# start of Supplied information

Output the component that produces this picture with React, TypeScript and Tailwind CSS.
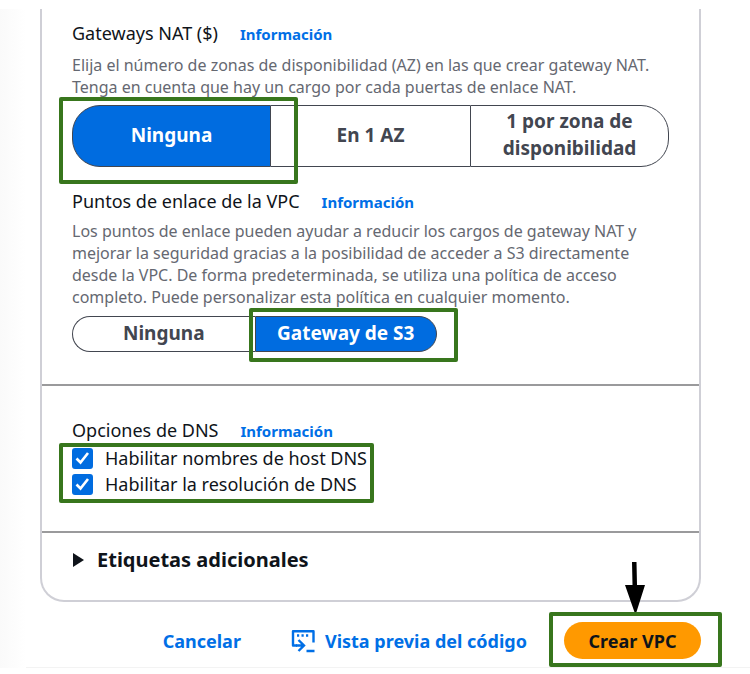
import { useState } from "react";
import type { ReactNode } from "react";

function Highlight({ className }: { className: string }) {
  return (
    <span
      aria-hidden="true"
      className={`pointer-events-none absolute z-10 rounded-xs border-4 border-[#38761d] ${className}`}
    />
  );
}

function Heading({ children }: { children: ReactNode }) {
  return (
    <div className="flex items-baseline gap-[22px] whitespace-nowrap leading-6">
      <h2 className="text-[18px] text-[#0f141a]">{children}</h2>
      <a href="#info" className="text-[15px] font-bold text-[#006fe6]">
        Información
      </a>
    </div>
  );
}

function Segment({
  selected,
  onSelect,
  className,
  children,
}: {
  selected: boolean;
  onSelect: () => void;
  className: string;
  children: ReactNode;
}) {
  return (
    <button
      type="button"
      aria-pressed={selected}
      onClick={onSelect}
      className={`border border-[#424650] pb-[2px] text-center text-[19px] font-bold leading-[27px] ${
        selected ? "bg-[#006ce0] text-white" : "bg-white text-[#424650]"
      } ${className}`}
    >
      {children}
    </button>
  );
}

function Option({ id, label }: { id: string; label: string }) {
  return (
    <div className="flex h-[26px] items-center gap-3">
      <span className="grid">
        <input
          id={id}
          type="checkbox"
          defaultChecked
          className="peer col-start-1 row-start-1 size-[21px] appearance-none rounded-[3px] border-2 border-[#8c8c94] bg-white checked:border-[#006ce0] checked:bg-[#006ce0]"
        />
        <svg
          viewBox="0 0 21 21"
          className="pointer-events-none col-start-1 row-start-1 hidden size-[21px] peer-checked:block"
          fill="none"
          stroke="white"
          strokeWidth="2.6"
        >
          <path d="M4.5 10.500l4 4 7.500-9.500" />
        </svg>
      </span>
      <label htmlFor={id} className="whitespace-nowrap text-[18px] text-[#0f141a]">
        {label}
      </label>
    </div>
  );
}

export default function App() {
  const [nat, setNat] = useState(0);
  const [endpoint, setEndpoint] = useState(1);
  const [open, setOpen] = useState(false);

  return (
    <div className="flex bg-white pt-[9px] font-['Noto_Sans',sans-serif]">
      <div className="w-[26px] shrink-0 bg-linear-to-r from-[#fafafa] to-white" />
      <div className="min-w-0 flex-1 border-b border-[#f3f3f3] pr-[49px] pl-[14px]">
        <main className="rounded-b-3xl border-2 border-t-0 border-[#cfcfd6]">
          <section className="border-b-2 border-[#9a9a9c] px-[30px] pt-3 pb-8">
            <Heading>Gateways NAT ($)</Heading>
            <p className="mt-2 whitespace-nowrap text-[16px] leading-[22px] text-[#656871]">
              Elija el número de zonas de disponibilidad (AZ) en las que crear gateway NAT.
              <br />
              Tenga en cuenta que hay un cargo por cada puertas de enlace NAT.
            </p>
            <div className="mt-[7px] grid h-[62px] max-w-[597px] grid-cols-3">
              <div className="relative grid">
                <Segment selected={nat === 0} onSelect={() => setNat(0)} className="rounded-l-[28px]">
                  Ninguna
                </Segment>
                <Highlight className="-top-2 -right-[27px] -bottom-[17px] -left-[13px]" />
              </div>
              <Segment selected={nat === 1} onSelect={() => setNat(1)} className="border-x-0">
                En 1 AZ
              </Segment>
              <Segment selected={nat === 2} onSelect={() => setNat(2)} className="rounded-r-[28px] px-6">
                1 por zona de disponibilidad
              </Segment>
            </div>

            <div className="mt-[22px]">
              <Heading>Puntos de enlace de la VPC</Heading>
            </div>
            <p className="mt-[6px] whitespace-nowrap text-[16px] leading-[22px] text-[#656871]">
              Los puntos de enlace pueden ayudar a reducir los cargos de gateway NAT y
              <br />
              mejorar la seguridad gracias a la posibilidad de acceder a S3 directamente
              <br />
              desde la VPC. De forma predeterminada, se utiliza una política de acceso
              <br />
              completo. Puede personalizar esta política en cualquier momento.
            </p>
            <div className="mt-2 grid h-9 max-w-[365px] grid-cols-2">
              <Segment selected={endpoint === 0} onSelect={() => setEndpoint(0)} className="rounded-l-full border-r-0">
                Ninguna
              </Segment>
              <div className="relative grid">
                <Segment selected={endpoint === 1} onSelect={() => setEndpoint(1)} className="rounded-r-full">
                  Gateway de S3
                </Segment>
                <Highlight className="-top-2 -right-[21px] -bottom-[10px] -left-[6px]" />
              </div>
            </div>
          </section>

          <section className="border-b-2 border-[#9a9a9c] px-[30px] pt-8 pb-[34px]">
            <Heading>Opciones de DNS</Heading>
            <div className="relative mt-[2px] w-[302px]">
              <Option id="dns-host" label="Habilitar nombres de host DNS" />
              <Option id="dns-resolution" label="Habilitar la resolución de DNS" />
              <Highlight className="-top-[2px] -right-0 -bottom-[6px] -left-[13px]" />
            </div>
          </section>

          <section className="px-[30px] pt-[15px] pb-7">
            <button
              type="button"
              aria-expanded={open}
              onClick={() => setOpen(!open)}
              className="flex items-center gap-3 text-[20px] font-bold leading-6 text-[#0f141a]"
            >
              <svg viewBox="0 0 13 14" className="h-[14px] w-[13px]" fill="currentColor">
                <path d="M1 0l11 7-11 7z" />
              </svg>
              Etiquetas adicionales
            </button>
          </section>
        </main>

        <footer className="flex items-center justify-end pt-5 pb-2 text-[18px] font-bold leading-6 text-[#006fe6]">
          <button type="button" className="mr-[50px]">
            Cancelar
          </button>
          <button type="button" className="mr-[37px] flex items-center gap-[10px] whitespace-nowrap">
            <svg viewBox="0 0 24 24" className="size-6" fill="none" stroke="currentColor" strokeWidth="2.4">
              <path d="M6 16.500H2V2.200h20.500v11.300" strokeLinejoin="round" />
              <path d="M6 6.500h2.200M10.500 6.500h2.200M15 6.500h2.200" />
              <path d="M5 16.500h7.500M7.500 11l5.500 5.500-5.500 5.500M15.500 22H23.500" />
            </svg>
            Vista previa del código
          </button>
          <div className="relative">
            <button type="button" className="h-[37px] w-[137px] rounded-full bg-[#ff9900] text-[#0f141a]">
              Crear VPC
            </button>
            <Highlight className="-top-[10px] -right-[21px] -bottom-2 -left-[15px]" />
            <svg
              aria-hidden="true"
              viewBox="0 0 22 53"
              className="pointer-events-none absolute -top-[60px] right-[55px] h-[53px] w-[22px]"
            >
              <path d="M8 0h4.500l.5 23h8L11.500 53 1 23h7.500z" />
            </svg>
          </div>
        </footer>
      </div>
    </div>
  );
}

# end of Supplied information

* Problem
Transcribe all of the material exactly, leaving out whatever pictures it contains.

* Task result
Output the component that produces this picture with React, TypeScript and Tailwind CSS.
import { useState } from "react";
import type { ReactNode } from "react";

function Highlight({ className }: { className: string }) {
  return (
    <span
      aria-hidden="true"
      className={`pointer-events-none absolute z-10 rounded-xs border-4 border-[#38761d] ${className}`}
    />
  );
}

function Heading({ children }: { children: ReactNode }) {
  return (
    <div className="flex items-baseline gap-[22px] whitespace-nowrap leading-6">
      <h2 className="text-[18px] text-[#0f141a]">{children}</h2>
      <a href="#info" className="text-[15px] font-bold text-[#006fe6]">
        Información
      </a>
    </div>
  );
}

function Segment({
  selected,
  onSelect,
  className,
  children,
}: {
  selected: boolean;
  onSelect: () => void;
  className: string;
  children: ReactNode;
}) {
  return (
    <button
      type="button"
      aria-pressed={selected}
      onClick={onSelect}
      className={`border border-[#424650] pb-[2px] text-center text-[19px] font-bold leading-[27px] ${
        selected ? "bg-[#006ce0] text-white" : "bg-white text-[#424650]"
      } ${className}`}
    >
      {children}
    </button>
  );
}

function Option({ id, label }: { id: string; label: string }) {
  return (
    <div className="flex h-[26px] items-center gap-3">
      <span className="grid">
        <input
          id={id}
          type="checkbox"
          defaultChecked
          className="peer col-start-1 row-start-1 size-[21px] appearance-none rounded-[3px] border-2 border-[#8c8c94] bg-white checked:border-[#006ce0] checked:bg-[#006ce0]"
        />
        <svg
          viewBox="0 0 21 21"
          className="pointer-events-none col-start-1 row-start-1 hidden size-[21px] peer-checked:block"
          fill="none"
          stroke="white"
          strokeWidth="2.6"
        >
          <path d="M4.5 10.500l4 4 7.500-9.500" />
        </svg>
      </span>
      <label htmlFor={id} className="whitespace-nowrap text-[18px] text-[#0f141a]">
        {label}
      </label>
    </div>
  );
}

export default function App() {
  const [nat, setNat] = useState(0);
  const [endpoint, setEndpoint] = useState(1);
  const [open, setOpen] = useState(false);

  return (
    <div className="flex bg-white pt-[9px] font-['Noto_Sans',sans-serif]">
      <div className="w-[26px] shrink-0 bg-linear-to-r from-[#fafafa] to-white" />
      <div className="min-w-0 flex-1 border-b border-[#f3f3f3] pr-[49px] pl-[14px]">
        <main className="rounded-b-3xl border-2 border-t-0 border-[#cfcfd6]">
          <section className="border-b-2 border-[#9a9a9c] px-[30px] pt-3 pb-8">
            <Heading>Gateways NAT ($)</Heading>
            <p className="mt-2 whitespace-nowrap text-[16px] leading-[22px] text-[#656871]">
              Elija el número de zonas de disponibilidad (AZ) en las que crear gateway NAT.
              <br />
              Tenga en cuenta que hay un cargo por cada puertas de enlace NAT.
            </p>
            <div className="mt-[7px] grid h-[62px] max-w-[597px] grid-cols-3">
              <div className="relative grid">
                <Segment selected={nat === 0} onSelect={() => setNat(0)} className="rounded-l-[28px]">
                  Ninguna
                </Segment>
                <Highlight className="-top-2 -right-[27px] -bottom-[17px] -left-[13px]" />
              </div>
              <Segment selected={nat === 1} onSelect={() => setNat(1)} className="border-x-0">
                En 1 AZ
              </Segment>
              <Segment selected={nat === 2} onSelect={() => setNat(2)} className="rounded-r-[28px] px-6">
                1 por zona de disponibilidad
              </Segment>
            </div>

            <div className="mt-[22px]">
              <Heading>Puntos de enlace de la VPC</Heading>
            </div>
            <p className="mt-[6px] whitespace-nowrap text-[16px] leading-[22px] text-[#656871]">
              Los puntos de enlace pueden ayudar a reducir los cargos de gateway NAT y
              <br />
              mejorar la seguridad gracias a la posibilidad de acceder a S3 directamente
              <br />
              desde la VPC. De forma predeterminada, se utiliza una política de acceso
              <br />
              completo. Puede personalizar esta política en cualquier momento.
            </p>
            <div className="mt-2 grid h-9 max-w-[365px] grid-cols-2">
              <Segment selected={endpoint === 0} onSelect={() => setEndpoint(0)} className="rounded-l-full border-r-0">
                Ninguna
              </Segment>
              <div className="relative grid">
                <Segment selected={endpoint === 1} onSelect={() => setEndpoint(1)} className="rounded-r-full">
                  Gateway de S3
                </Segment>
                <Highlight className="-top-2 -right-[21px] -bottom-[10px] -left-[6px]" />
              </div>
            </div>
          </section>

          <section className="border-b-2 border-[#9a9a9c] px-[30px] pt-8 pb-[34px]">
            <Heading>Opciones de DNS</Heading>
            <div className="relative mt-[2px] w-[302px]">
              <Option id="dns-host" label="Habilitar nombres de host DNS" />
              <Option id="dns-resolution" label="Habilitar la resolución de DNS" />
              <Highlight className="-top-[2px] -right-0 -bottom-[6px] -left-[13px]" />
            </div>
          </section>

          <section className="px-[30px] pt-[15px] pb-7">
            <button
              type="button"
              aria-expanded={open}
              onClick={() => setOpen(!open)}
              className="flex items-center gap-3 text-[20px] font-bold leading-6 text-[#0f141a]"
            >
              <svg viewBox="0 0 13 14" className="h-[14px] w-[13px]" fill="currentColor">
                <path d="M1 0l11 7-11 7z" />
              </svg>
              Etiquetas adicionales
            </button>
          </section>
        </main>

        <footer className="flex items-center justify-end pt-5 pb-2 text-[18px] font-bold leading-6 text-[#006fe6]">
          <button type="button" className="mr-[50px]">
            Cancelar
          </button>
          <button type="button" className="mr-[37px] flex items-center gap-[10px] whitespace-nowrap">
            <svg viewBox="0 0 24 24" className="size-6" fill="none" stroke="currentColor" strokeWidth="2.4">
              <path d="M6 16.500H2V2.200h20.500v11.300" strokeLinejoin="round" />
              <path d="M6 6.500h2.200M10.500 6.500h2.200M15 6.500h2.200" />
              <path d="M5 16.500h7.500M7.500 11l5.500 5.500-5.500 5.500M15.500 22H23.500" />
            </svg>
            Vista previa del código
          </button>
          <div className="relative">
            <button type="button" className="h-[37px] w-[137px] rounded-full bg-[#ff9900] text-[#0f141a]">
              Crear VPC
            </button>
            <Highlight className="-top-[10px] -right-[21px] -bottom-2 -left-[15px]" />
            <svg
              aria-hidden="true"
              viewBox="0 0 22 53"
              className="pointer-events-none absolute -top-[60px] right-[55px] h-[53px] w-[22px]"
            >
              <path d="M8 0h4.500l.5 23h8L11.500 53 1 23h7.500z" />
            </svg>
          </div>
        </footer>
      </div>
    </div>
  );
}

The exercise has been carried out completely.